Best Budget Night Vision Picks Right Now
Quick checklist – what to look for when shopping
- Built-in IR illuminator with at least 100-meter rated range
- Resolution of 1080p or higher on digital units
- Durable housing – rubber armor or aluminum, not all plastic
- At least 4 hours of battery life on a single charge
- Compatibility with standard mounts (Picatinny or 1913 rail)
- Option to use an external IR illuminator
- Warranty of at least one year
Right now the most practical budget options fall into two categories: handheld monoculars for observation and scouting, and weapon-mounted units for hunting or home defense use. For most people starting out, a handheld monocular is the smarter first buy. It’s more versatile, lower risk if you hate it, and you can always add a weapon mount later.
If you’re shopping for a weapon-mounted unit, look for ones that include a dedicated IR illuminator and have a recoil rating listed in the specs. A unit that isn’t rated for recoil will shake itself to death on a rifle.
How to Test Gear Before You Trust It in the Dark
You should never take new night vision gear straight to a hunt or a serious use case without testing it first. That sounds obvious, but I’ve seen people do it.
Testing steps:
- Test at home in a dark room with only the built-in IR on – this tells you the true baseline
- Move to your backyard or a dark field and check detection range yourself, not the manual’s claim
- Test battery life by running it continuously – note when performance drops
- Check for hot spots or dead pixels in the image
- If weapon-mounted, zero it at night with a separate IR laser or illuminator before relying on it
- Test in rain or humidity if you plan to use it in those conditions
One thing I always check is IR bleed – whether the IR illuminator is visible to the naked eye from a distance. On some cheap units it glows red visibly, which is a problem if you care about staying undetected.
Real-World Limits You Need to Know Up Front
Budget night vision has a ceiling, and pretending otherwise will get you frustrated or worse. Here are the honest limits:
- Detection range tops out around 100-150 yards for reliable identification on most budget digital units
- Image clarity degrades fast past 75 yards without a strong external IR illuminator
- Overcast, moonless nights will expose every weakness in a cheap sensor
- Moving targets can blur at lower frame rates, especially on older digital units
- Cold weather kills batteries faster and can affect display performance
None of this means budget NV is worthless. It means you need to match the gear to the task. Inside 100 yards, in reasonable conditions, a solid $300 to $500 digital unit handles most hunting and observation tasks without complaint.
Quick takeaways
- Budget NV works best inside 100 yards
- External IR illuminators extend range significantly
- Cold weather shortens battery life – carry a spare
- Digital beats Gen 1 at this price point in 2025
- Test before you trust it in a real situation
Common Mistakes Buyers Make With Budget NV
Mistakes to avoid:
- Buying based on marketing range numbers – always cut the claimed range by 30-50% for real conditions
- Skipping the external IR illuminator – the built-in IR on budget units is almost always underpowered
- Mounting it on a hard-recoiling rifle without checking recoil specs – this kills units fast
- Not checking battery type – some units use proprietary batteries that are hard to find in the field
- Assuming “waterproof” means submersible – most budget units are splash resistant at best
- Buying a scope-style unit when a monocular would serve better – monoculars are more versatile for most users
- Ignoring firmware updates – some digital units improve significantly with updated firmware
- Not testing in actual darkness before the hunt – a backyard test in partial light is not a real test
I’ve made at least three of these myself. The external IR illuminator mistake cost me a whole hunt. Don’t skip that step.

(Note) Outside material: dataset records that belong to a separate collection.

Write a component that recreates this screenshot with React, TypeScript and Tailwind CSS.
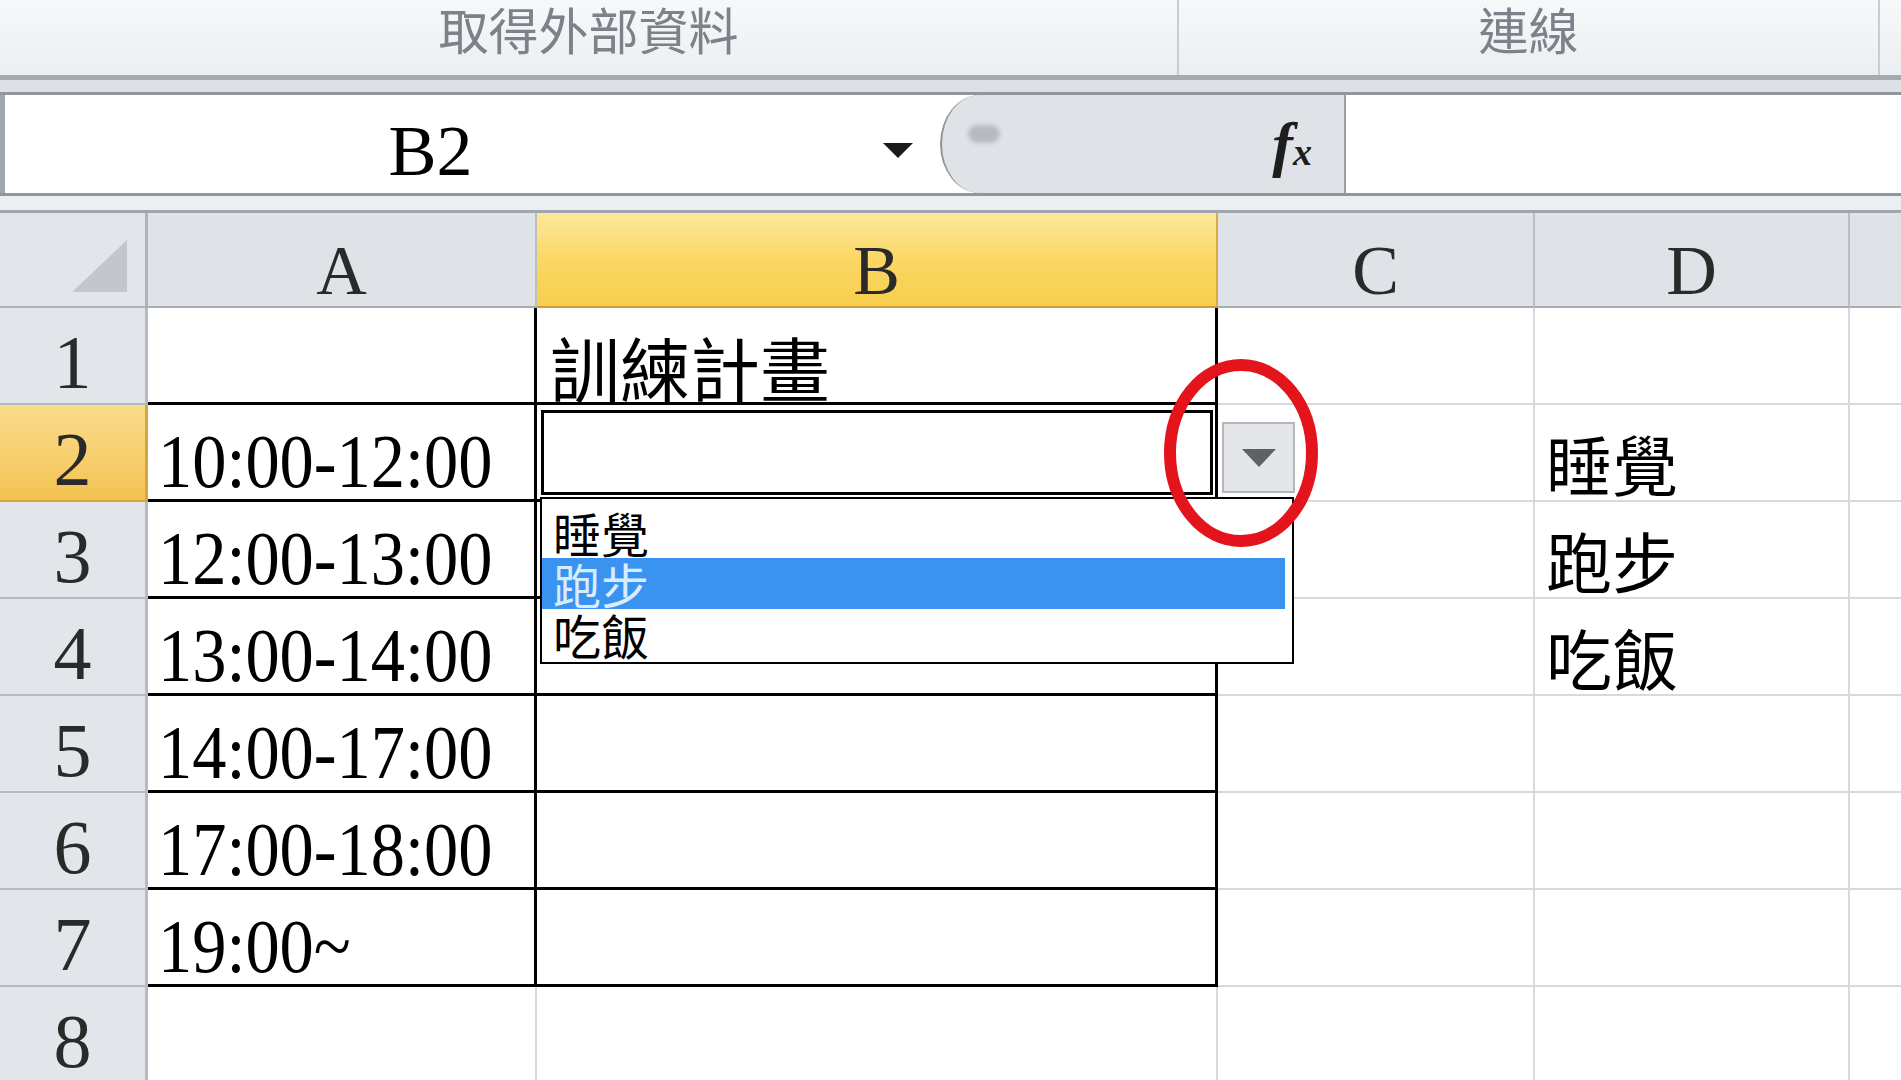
import React from 'react';

const SERIF = "font-['Liberation_Serif','Times_New_Roman',serif]";
const CJK = "font-['Noto_Sans_CJK_TC','Noto_Sans_CJK_SC',sans-serif]";

type Row = { n: number; a?: string; b?: string; d?: string };

const rows: Row[] = [
  { n: 1, b: '訓練計畫' },
  { n: 2, a: '10:00-12:00', d: '睡覺' },
  { n: 3, a: '12:00-13:00', d: '跑步' },
  { n: 4, a: '13:00-14:00', d: '吃飯' },
  { n: 5, a: '14:00-17:00' },
  { n: 6, a: '17:00-18:00' },
  { n: 7, a: '19:00~' },
  { n: 8 },
];

function HeaderCell({ label, w, active }: { label: string; w: string; active?: boolean }) {
  return (
    <div
      className={`flex ${w} items-end justify-center border-b-2 border-r-2 ${
        active
          ? 'border-r-[#d8ab44] border-b-[#cf9c30] bg-linear-to-b from-[#fde79c] via-[#fbd863] to-[#f7cd4c]'
          : 'border-r-[#b9bec5] border-b-[#a9aeb5] bg-[#dfe2e7]'
      }`}
    >
      <span className={`${SERIF} text-[70px] leading-none text-[#2a2a2a]`}>{label}</span>
    </div>
  );
}

export default function App() {
  return (
    <div className="relative h-[1080px] w-[1901px] overflow-hidden bg-white">
      {/* Ribbon group labels */}
      <div className="flex h-[75px] bg-linear-to-b from-[#f7f8fa] to-[#eceef1]">
        <div className="flex w-[1179px] justify-center border-r-2 border-[#c9cdd3]">
          <span className={`${CJK} pt-[3px] text-[50px] leading-none text-[#7c818a]`}>取得外部資料</span>
        </div>
        <div className="flex w-[701px] justify-center border-r-2 border-[#c9cdd3]">
          <span className={`${CJK} pt-[3px] text-[50px] leading-none text-[#7c818a]`}>連線</span>
        </div>
        <div className="flex-1" />
      </div>
      <div className="h-[5px] bg-[#a5aab1]" />
      <div className="h-[12px] bg-[#dde0e4]" />

      {/* Formula bar */}
      <div className="flex h-[104px] border-y-[3px] border-[#90969d] bg-white">
        <div className="flex w-[940px] border-l-[5px] border-[#a2a7ae]">
          <div className="flex w-[851px] justify-center pt-[20px]">
            <span className={`${SERIF} text-[72px] leading-none text-black`}>B2</span>
          </div>
          <div className="flex items-start pl-[27px] pt-[48px]">
            <svg width="30" height="15" viewBox="0 0 30 15">
              <polygon points="0,0 30,0 15,15" fill="#1a1a1a" />
            </svg>
          </div>
        </div>
        <div className="relative flex w-[404px] items-start justify-end rounded-l-[40px_49px] border-l-2 border-[#8f959c] bg-[#dfe3e8] pr-[32px] pt-[18px]">
          <div className="absolute left-[26px] top-[30px] h-[18px] w-[32px] rounded-full bg-[#b7bbc1] blur-[2px]" />
          <span className={`${SERIF} text-[62px] font-bold italic leading-none text-[#1e1e1e]`}>
            f<span className="text-[38px]">x</span>
          </span>
        </div>
        <div className="flex-1 border-l-2 border-[#9aa0a7]" />
      </div>
      <div className="h-[14px] bg-[#eceef1]" />
      <div className="h-[3px] bg-[#a1a6ad]" />

      {/* Column headers */}
      <div className="flex h-[95px]">
        <div className="relative w-[148px] border-b-2 border-r-[3px] border-[#aeb3ba] bg-[#e2e5e9]">
          <svg className="absolute left-0 top-0" width="145" height="93" viewBox="0 0 145 93">
            <polygon points="72,79 127,27 127,79" fill="#c3c7cd" />
          </svg>
        </div>
        <HeaderCell label="A" w="w-[389px]" />
        <HeaderCell label="B" w="w-[681px]" active />
        <HeaderCell label="C" w="w-[317px]" />
        <HeaderCell label="D" w="w-[315px]" />
        <div className="flex-1 border-b-2 border-[#a9aeb5] bg-[#dfe2e7]" />
      </div>

      {/* Rows */}
      {rows.map((r) => {
        const black = r.n <= 7;
        const edge = black ? 'border-b-[3px] border-r-[3px] border-black' : 'border-b-2 border-r-2 border-[#d7dadd]';
        const active = r.n === 2;
        return (
          <div key={r.n} className="flex h-[97px]">
            <div
              className={`flex w-[148px] items-end justify-center border-b-2 border-r-[3px] pb-[3px] ${
                active
                  ? 'border-b-[#d5a640] border-r-[#d5a640] bg-linear-to-b from-[#fadd8c] to-[#f3c350]'
                  : 'border-[#b6bbc2] bg-[#e2e5e9]'
              }`}
            >
              <span className={`${SERIF} text-[76px] leading-none text-[#2a2a2a]`}>{r.n}</span>
            </div>
            <div className={`flex w-[389px] items-end overflow-hidden pl-[10px] ${edge}`}>
              {r.a && (
                <span className={`${SERIF} origin-left scale-x-90 whitespace-nowrap text-[76px] leading-none text-black`}>
                  {r.a}
                </span>
              )}
            </div>
            <div className={`relative flex w-[681px] items-end overflow-hidden pl-[13px] ${edge}`}>
              {r.b && <span className={`${CJK} text-[70px] leading-none text-black`}>{r.b}</span>}
              {active && (
                <div className="absolute bottom-[4px] left-[4px] right-[2px] top-[5px] border-[3px] border-black" />
              )}
            </div>
            <div className="w-[317px] border-b-2 border-r-2 border-[#d7dadd]" />
            <div className="flex w-[315px] items-end border-b-2 border-r-2 border-[#d7dadd] pb-[5px] pl-[11px]">
              {r.d && <span className={`${CJK} text-[66px] leading-none text-black`}>{r.d}</span>}
            </div>
            <div className="flex-1 border-b-2 border-[#d7dadd]" />
          </div>
        );
      })}

      {/* Data validation dropdown button */}
      <div className="absolute left-[1222px] top-[422px] flex h-[71px] w-[73px] items-center justify-center border-2 border-[#b3b6bb] bg-[#e5e6e9]">
        <svg width="34" height="18" viewBox="0 0 34 18">
          <polygon points="0,0 34,0 17,18" fill="#5f6166" />
        </svg>
      </div>

      {/* Dropdown list */}
      <div className="absolute left-[540px] top-[497px] w-[754px] border-2 border-black bg-white pb-[2px] pt-[8px]">
        <div className={`${CJK} h-[51px] pl-[11px] text-[48px] leading-[51px] text-black`}>睡覺</div>
        <div className={`${CJK} mr-[7px] h-[51px] bg-[#3a93ef] pl-[11px] text-[48px] leading-[51px] text-[#d8ecff]`}>跑步</div>
        <div className={`${CJK} h-[51px] pl-[11px] text-[48px] leading-[51px] text-black`}>吃飯</div>
      </div>

      {/* Red annotation circle */}
      <svg className="pointer-events-none absolute left-0 top-0" width="1901" height="1080" viewBox="0 0 1901 1080">
        <ellipse cx="1241" cy="453" rx="71" ry="88" fill="none" stroke="#e3141c" strokeWidth="12" />
      </svg>
    </div>
  );
}
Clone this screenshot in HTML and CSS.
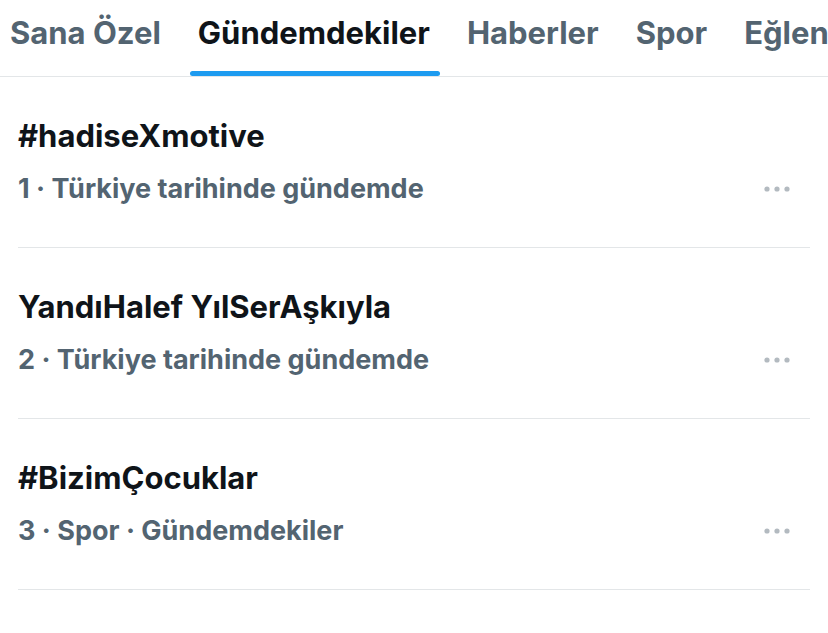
FILE: index.html
```html
<!DOCTYPE html>
<html lang="tr">
<head>
<meta charset="utf-8">
<link rel="stylesheet" href="styles.css">
</head>
<body>
<nav class="tabs">
  <div class="tab">Sana Özel</div>
  <div class="tab active">Gündemdekiler</div>
  <div class="tab">Haberler</div>
  <div class="tab">Spor</div>
  <div class="tab">Eğlence</div>
</nav>
<main class="list">
  <div class="trend">
    <div class="title">#hadiseXmotive</div>
    <div class="meta"><span>1 · Türkiye tarihinde gündemde</span><svg class="more" viewBox="0 0 26 6" width="26" height="6"><circle cx="3" cy="3" r="2.6"/><circle cx="13" cy="3" r="2.6"/><circle cx="23" cy="3" r="2.6"/></svg></div>
  </div>
  <div class="trend">
    <div class="title">YandıHalef YılSerAşkıyla</div>
    <div class="meta"><span>2 · Türkiye tarihinde gündemde</span><svg class="more" viewBox="0 0 26 6" width="26" height="6"><circle cx="3" cy="3" r="2.6"/><circle cx="13" cy="3" r="2.6"/><circle cx="23" cy="3" r="2.6"/></svg></div>
  </div>
  <div class="trend">
    <div class="title">#BizimÇocuklar</div>
    <div class="meta"><span>3 · Spor · Gündemdekiler</span><svg class="more" viewBox="0 0 26 6" width="26" height="6"><circle cx="3" cy="3" r="2.6"/><circle cx="13" cy="3" r="2.6"/><circle cx="23" cy="3" r="2.6"/></svg></div>
  </div>
</main>
</body>
</html>
```
FILE: styles.css
```css
html, body {
  margin: 0;
  padding: 0;
  background: #ffffff;
  font-family: Inter, "Noto Sans", sans-serif;
  font-weight: 700;
  overflow: hidden;
}

.tabs {
  display: flex;
  gap: 37px;
  height: 76px;
  padding-left: 10px;
  border-bottom: 1.5px solid #e3e6e8;
  white-space: nowrap;
  overflow: hidden;
}

.tab {
  position: relative;
  height: 64px;
  display: flex;
  align-items: center;
  font-size: 31px;
  color: #536471;
  flex-shrink: 0;
}

.tab.active {
  color: #0f1419;
}

.tab.active::after {
  content: "";
  position: absolute;
  left: -8px;
  right: -10px;
  top: 71px;
  height: 5px;
  border-radius: 3px;
  background: #1d9bf0;
}

.list {
  padding: 0 18px;
}

.trend {
  padding: 41px 0 42px;
  border-bottom: 1.5px solid #e3e6e8;
}

.title {
  font-size: 31px;
  line-height: 36px;
  color: #0f1419;
  margin-bottom: 19px;
}

.meta {
  display: flex;
  justify-content: space-between;
  align-items: center;
  font-size: 27px;
  line-height: 32px;
  color: #536471;
  padding-right: 20px;
}

.more {
  fill: #b3bac0;
}
```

FAQ – Budget Night Vision Questions Answered
Q: Is Gen 1 night vision legal to own in the US?
A: Yes, Gen 1 is legal for civilians to own and use in all 50 states. Exporting it is restricted, but ownership and use domestically is fine.
Q: Can I use budget night vision for home defense?
A: You can, but practice with it first. Handheld monoculars are useful for checking your property. Weapon-mounted units require proper training before any defensive use.
Q: What’s the minimum budget for something actually usable?
A: Around $200 to $250 for a digital monocular gets you into usable territory. Below that, results are inconsistent.
Q: Do I need an IR illuminator if the unit has one built in?
A: The built-in IR on most budget units is adequate inside 50 yards. For anything beyond that, an external illuminator makes a real difference.
Q: Will budget night vision work for coyote or hog hunting?
A: Yes, if your shots are inside 100 yards and you add an external IR illuminator. It’s a legitimate setup for close-range predator and hog work.
Q: Does magnification matter on budget NV?
A: Less than you’d think. High magnification on a low-resolution sensor just enlarges a blurry image. A 1x or 2x unit with a good sensor beats a 4x unit with a poor one.
Budget night vision in 2025 is genuinely usable if you buy smart and set realistic expectations. Digital has overtaken Gen 1 at this price point, the sensors have improved, and you can put together a functional hunting or observation setup for $300 to $500 if you know what to look for. The key is matching the gear to the task – don’t expect $400 gear to do $2,000 work. Test everything before you depend on it, add an external IR illuminator if you need range, and skip anything that sounds too good for the price. Cheap night vision has gotten a lot better. It’s still not magic, but it no longer has to be a waste of money either.